WHAT THE TASK REQUIRES:
Repeat the listing exactly as given, omitting every image.
▼▼▼
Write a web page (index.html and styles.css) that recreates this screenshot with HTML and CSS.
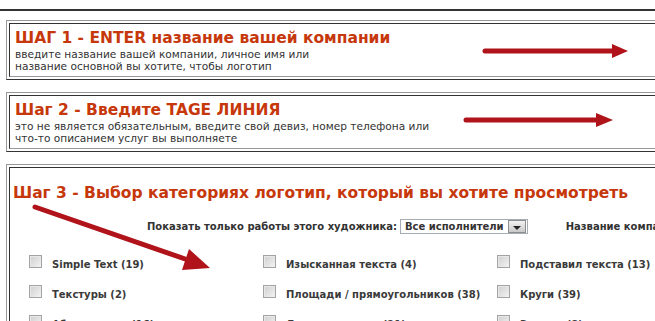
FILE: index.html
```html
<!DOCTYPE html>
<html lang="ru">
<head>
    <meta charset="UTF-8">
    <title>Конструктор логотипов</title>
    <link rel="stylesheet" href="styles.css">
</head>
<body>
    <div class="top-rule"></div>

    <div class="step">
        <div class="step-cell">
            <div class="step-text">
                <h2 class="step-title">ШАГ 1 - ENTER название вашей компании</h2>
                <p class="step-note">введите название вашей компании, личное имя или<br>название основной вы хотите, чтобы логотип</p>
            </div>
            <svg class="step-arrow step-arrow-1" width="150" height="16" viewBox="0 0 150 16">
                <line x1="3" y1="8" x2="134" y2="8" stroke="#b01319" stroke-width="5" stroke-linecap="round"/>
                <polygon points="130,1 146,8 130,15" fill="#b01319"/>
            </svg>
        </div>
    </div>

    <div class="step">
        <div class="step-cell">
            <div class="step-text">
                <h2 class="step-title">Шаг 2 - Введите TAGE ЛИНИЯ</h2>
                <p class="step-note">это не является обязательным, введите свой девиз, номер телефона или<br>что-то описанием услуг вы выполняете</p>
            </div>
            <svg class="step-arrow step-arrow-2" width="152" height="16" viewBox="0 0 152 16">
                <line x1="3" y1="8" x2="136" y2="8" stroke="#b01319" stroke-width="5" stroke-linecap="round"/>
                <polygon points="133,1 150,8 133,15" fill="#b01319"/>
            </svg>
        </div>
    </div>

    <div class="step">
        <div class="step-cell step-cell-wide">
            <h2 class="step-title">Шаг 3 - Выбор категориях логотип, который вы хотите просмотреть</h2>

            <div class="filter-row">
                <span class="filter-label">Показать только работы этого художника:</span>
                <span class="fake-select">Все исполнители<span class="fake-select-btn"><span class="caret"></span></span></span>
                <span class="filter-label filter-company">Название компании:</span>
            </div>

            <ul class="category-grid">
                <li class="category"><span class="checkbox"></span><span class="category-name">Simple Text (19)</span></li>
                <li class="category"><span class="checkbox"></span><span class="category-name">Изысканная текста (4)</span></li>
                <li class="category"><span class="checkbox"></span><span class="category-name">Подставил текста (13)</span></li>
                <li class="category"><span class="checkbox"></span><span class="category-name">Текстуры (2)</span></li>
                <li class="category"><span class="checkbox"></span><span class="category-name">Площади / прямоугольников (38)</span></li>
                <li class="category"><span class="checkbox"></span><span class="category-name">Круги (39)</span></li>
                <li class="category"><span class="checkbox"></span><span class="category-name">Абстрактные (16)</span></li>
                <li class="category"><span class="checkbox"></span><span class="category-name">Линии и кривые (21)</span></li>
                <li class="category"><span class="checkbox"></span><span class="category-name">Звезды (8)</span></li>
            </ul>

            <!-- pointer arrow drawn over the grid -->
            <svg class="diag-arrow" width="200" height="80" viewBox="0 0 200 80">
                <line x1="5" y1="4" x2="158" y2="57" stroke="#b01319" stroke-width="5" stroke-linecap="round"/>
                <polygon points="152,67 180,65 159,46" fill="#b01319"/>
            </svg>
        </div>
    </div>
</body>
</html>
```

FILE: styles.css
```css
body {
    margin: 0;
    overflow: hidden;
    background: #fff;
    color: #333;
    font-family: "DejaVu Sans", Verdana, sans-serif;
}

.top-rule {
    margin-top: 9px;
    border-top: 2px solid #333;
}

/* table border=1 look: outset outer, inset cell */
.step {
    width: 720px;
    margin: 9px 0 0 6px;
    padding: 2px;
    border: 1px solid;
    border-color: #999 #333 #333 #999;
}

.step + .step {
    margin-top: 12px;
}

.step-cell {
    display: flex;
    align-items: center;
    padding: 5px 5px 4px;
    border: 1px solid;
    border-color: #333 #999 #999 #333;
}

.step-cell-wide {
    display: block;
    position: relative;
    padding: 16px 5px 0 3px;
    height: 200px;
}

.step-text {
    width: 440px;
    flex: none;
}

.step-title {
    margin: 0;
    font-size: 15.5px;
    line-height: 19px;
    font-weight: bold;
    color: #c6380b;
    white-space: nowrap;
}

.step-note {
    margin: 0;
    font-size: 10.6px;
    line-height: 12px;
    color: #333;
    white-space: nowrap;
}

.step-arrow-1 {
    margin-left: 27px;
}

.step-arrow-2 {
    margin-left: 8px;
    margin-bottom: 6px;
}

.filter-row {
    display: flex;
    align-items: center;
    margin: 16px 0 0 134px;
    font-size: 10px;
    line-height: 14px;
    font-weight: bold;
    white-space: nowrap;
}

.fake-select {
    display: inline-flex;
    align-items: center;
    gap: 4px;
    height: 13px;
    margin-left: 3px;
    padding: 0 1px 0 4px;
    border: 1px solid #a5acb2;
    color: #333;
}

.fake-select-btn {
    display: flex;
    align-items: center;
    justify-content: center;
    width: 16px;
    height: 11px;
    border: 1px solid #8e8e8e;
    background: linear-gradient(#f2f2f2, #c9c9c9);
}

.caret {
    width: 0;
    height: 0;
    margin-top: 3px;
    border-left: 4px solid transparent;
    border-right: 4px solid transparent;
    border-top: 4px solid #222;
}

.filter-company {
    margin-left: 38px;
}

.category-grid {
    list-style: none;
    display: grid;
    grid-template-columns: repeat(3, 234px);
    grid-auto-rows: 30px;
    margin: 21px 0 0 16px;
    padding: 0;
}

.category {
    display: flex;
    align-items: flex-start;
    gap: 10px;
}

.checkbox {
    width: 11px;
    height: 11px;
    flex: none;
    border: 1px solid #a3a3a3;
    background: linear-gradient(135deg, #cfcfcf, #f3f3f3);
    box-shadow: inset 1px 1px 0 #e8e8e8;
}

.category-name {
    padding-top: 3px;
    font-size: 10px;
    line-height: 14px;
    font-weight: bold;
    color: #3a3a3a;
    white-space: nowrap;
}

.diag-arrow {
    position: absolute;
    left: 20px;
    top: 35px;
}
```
▲▲▲
OUTPUT FOR THIS TASK:
Write a web page (index.html and styles.css) that recreates this screenshot with HTML and CSS.
FILE: index.html
```html
<!DOCTYPE html>
<html lang="ru">
<head>
    <meta charset="UTF-8">
    <title>Конструктор логотипов</title>
    <link rel="stylesheet" href="styles.css">
</head>
<body>
    <div class="top-rule"></div>

    <div class="step">
        <div class="step-cell">
            <div class="step-text">
                <h2 class="step-title">ШАГ 1 - ENTER название вашей компании</h2>
                <p class="step-note">введите название вашей компании, личное имя или<br>название основной вы хотите, чтобы логотип</p>
            </div>
            <svg class="step-arrow step-arrow-1" width="150" height="16" viewBox="0 0 150 16">
                <line x1="3" y1="8" x2="134" y2="8" stroke="#b01319" stroke-width="5" stroke-linecap="round"/>
                <polygon points="130,1 146,8 130,15" fill="#b01319"/>
            </svg>
        </div>
    </div>

    <div class="step">
        <div class="step-cell">
            <div class="step-text">
                <h2 class="step-title">Шаг 2 - Введите TAGE ЛИНИЯ</h2>
                <p class="step-note">это не является обязательным, введите свой девиз, номер телефона или<br>что-то описанием услуг вы выполняете</p>
            </div>
            <svg class="step-arrow step-arrow-2" width="152" height="16" viewBox="0 0 152 16">
                <line x1="3" y1="8" x2="136" y2="8" stroke="#b01319" stroke-width="5" stroke-linecap="round"/>
                <polygon points="133,1 150,8 133,15" fill="#b01319"/>
            </svg>
        </div>
    </div>

    <div class="step">
        <div class="step-cell step-cell-wide">
            <h2 class="step-title">Шаг 3 - Выбор категориях логотип, который вы хотите просмотреть</h2>

            <div class="filter-row">
                <span class="filter-label">Показать только работы этого художника:</span>
                <span class="fake-select">Все исполнители<span class="fake-select-btn"><span class="caret"></span></span></span>
                <span class="filter-label filter-company">Название компании:</span>
            </div>

            <ul class="category-grid">
                <li class="category"><span class="checkbox"></span><span class="category-name">Simple Text (19)</span></li>
                <li class="category"><span class="checkbox"></span><span class="category-name">Изысканная текста (4)</span></li>
                <li class="category"><span class="checkbox"></span><span class="category-name">Подставил текста (13)</span></li>
                <li class="category"><span class="checkbox"></span><span class="category-name">Текстуры (2)</span></li>
                <li class="category"><span class="checkbox"></span><span class="category-name">Площади / прямоугольников (38)</span></li>
                <li class="category"><span class="checkbox"></span><span class="category-name">Круги (39)</span></li>
                <li class="category"><span class="checkbox"></span><span class="category-name">Абстрактные (16)</span></li>
                <li class="category"><span class="checkbox"></span><span class="category-name">Линии и кривые (21)</span></li>
                <li class="category"><span class="checkbox"></span><span class="category-name">Звезды (8)</span></li>
            </ul>

            <!-- pointer arrow drawn over the grid -->
            <svg class="diag-arrow" width="200" height="80" viewBox="0 0 200 80">
                <line x1="5" y1="4" x2="158" y2="57" stroke="#b01319" stroke-width="5" stroke-linecap="round"/>
                <polygon points="152,67 180,65 159,46" fill="#b01319"/>
            </svg>
        </div>
    </div>
</body>
</html>
```

FILE: styles.css
```css
body {
    margin: 0;
    overflow: hidden;
    background: #fff;
    color: #333;
    font-family: "DejaVu Sans", Verdana, sans-serif;
}

.top-rule {
    margin-top: 9px;
    border-top: 2px solid #333;
}

/* table border=1 look: outset outer, inset cell */
.step {
    width: 720px;
    margin: 9px 0 0 6px;
    padding: 2px;
    border: 1px solid;
    border-color: #999 #333 #333 #999;
}

.step + .step {
    margin-top: 12px;
}

.step-cell {
    display: flex;
    align-items: center;
    padding: 5px 5px 4px;
    border: 1px solid;
    border-color: #333 #999 #999 #333;
}

.step-cell-wide {
    display: block;
    position: relative;
    padding: 16px 5px 0 3px;
    height: 200px;
}

.step-text {
    width: 440px;
    flex: none;
}

.step-title {
    margin: 0;
    font-size: 15.5px;
    line-height: 19px;
    font-weight: bold;
    color: #c6380b;
    white-space: nowrap;
}

.step-note {
    margin: 0;
    font-size: 10.6px;
    line-height: 12px;
    color: #333;
    white-space: nowrap;
}

.step-arrow-1 {
    margin-left: 27px;
}

.step-arrow-2 {
    margin-left: 8px;
    margin-bottom: 6px;
}

.filter-row {
    display: flex;
    align-items: center;
    margin: 16px 0 0 134px;
    font-size: 10px;
    line-height: 14px;
    font-weight: bold;
    white-space: nowrap;
}

.fake-select {
    display: inline-flex;
    align-items: center;
    gap: 4px;
    height: 13px;
    margin-left: 3px;
    padding: 0 1px 0 4px;
    border: 1px solid #a5acb2;
    color: #333;
}

.fake-select-btn {
    display: flex;
    align-items: center;
    justify-content: center;
    width: 16px;
    height: 11px;
    border: 1px solid #8e8e8e;
    background: linear-gradient(#f2f2f2, #c9c9c9);
}

.caret {
    width: 0;
    height: 0;
    margin-top: 3px;
    border-left: 4px solid transparent;
    border-right: 4px solid transparent;
    border-top: 4px solid #222;
}

.filter-company {
    margin-left: 38px;
}

.category-grid {
    list-style: none;
    display: grid;
    grid-template-columns: repeat(3, 234px);
    grid-auto-rows: 30px;
    margin: 21px 0 0 16px;
    padding: 0;
}

.category {
    display: flex;
    align-items: flex-start;
    gap: 10px;
}

.checkbox {
    width: 11px;
    height: 11px;
    flex: none;
    border: 1px solid #a3a3a3;
    background: linear-gradient(135deg, #cfcfcf, #f3f3f3);
    box-shadow: inset 1px 1px 0 #e8e8e8;
}

.category-name {
    padding-top: 3px;
    font-size: 10px;
    line-height: 14px;
    font-weight: bold;
    color: #3a3a3a;
    white-space: nowrap;
}

.diag-arrow {
    position: absolute;
    left: 20px;
    top: 35px;
}
```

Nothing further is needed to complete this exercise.